It has been a good week, in retrospect. Made me learn a lot of new things, things I would have probably never had the chance to learn otherwise. I got to be a person I could feel proud of, who was liked by at least a few children. In fact, a few small girls around the age of 7 came in search of me, just to hug me and say goodbye. If that is not wholesome, I don’t know what is. The kids were the cutest things on camp (aside from my crushes, but hush now, don’t make me gush) and I was once again reminded of why I really loved kids. Kids are wholesome little monsters, they do the cruellest things (as much as they are capable of, I mean) in the most heartwarming way. I wish I could be a kid again and get away with the stuff they do. But I know that is a desire that can never be fulfilled, so I content myself with being someone the kids can trust and look up to. There are times when my own mischief bubbles out of me, out of control, but I like to think that only endeared me to the kids more than anything. Adults are out of the question here, to be honest.

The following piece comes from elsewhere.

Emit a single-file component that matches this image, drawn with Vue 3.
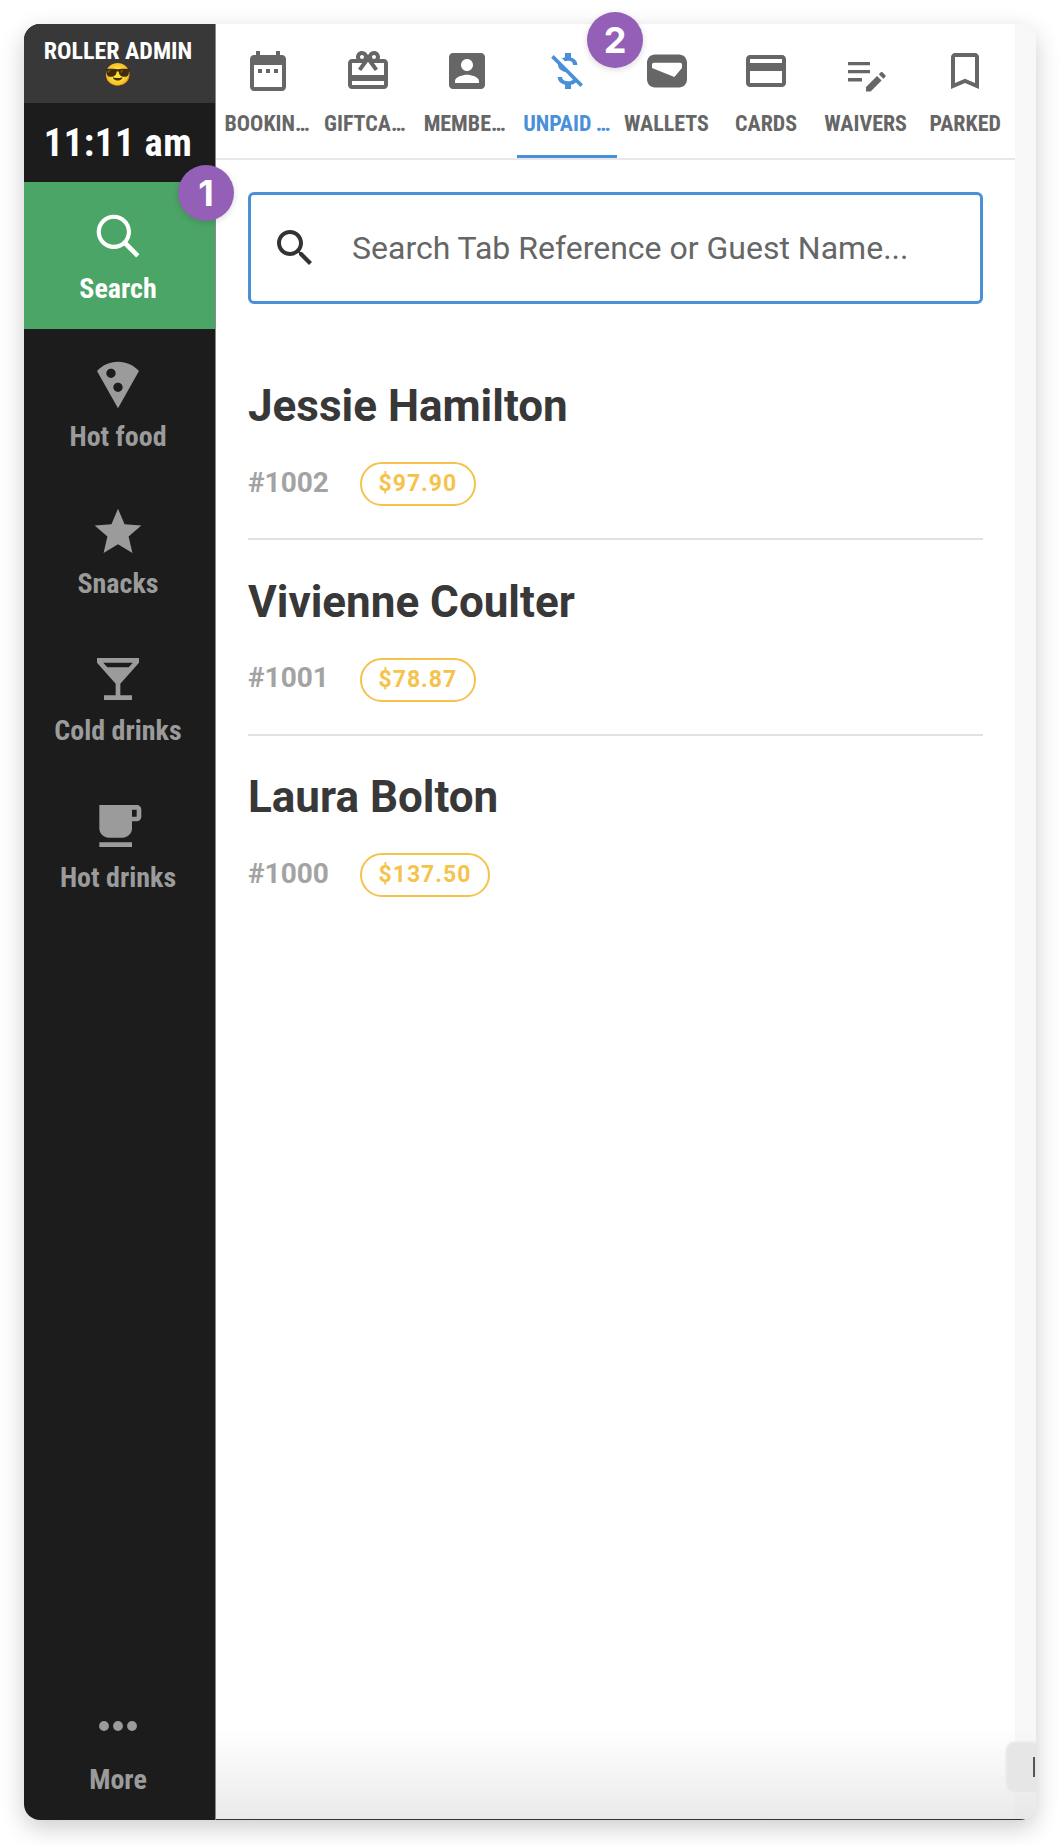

Adulting is hard, especially when you know you have to set a good example but you can’t help but feel that swell of mischief from time to time. There would be times when I would feel like I should throw a plastic cup across a couple of tables into the bin. I know that I would be embarrassingly unsuccessful at it, but it would still be a niggling urge at the back of my mind. But I would be eating food with a bunch of twelve-year-olds, who I wouldn’t want to see me do something like that. So I would calmly get up, collect the other trash from around me, go to the bin and put them in. This gave everyone the impression that I was a very responsible person, an impression I tried very hard to maintain, so much so that I actually got quite annoyed seeing trash on the floor soon after that. It does say something about me, I need just a few days to develop a habit. I believe that is the case with a lot of people, except that they give up in a couple of days. Maybe if we all faked it for long enough, we might one day actually make it?
And that’s my memory for the day.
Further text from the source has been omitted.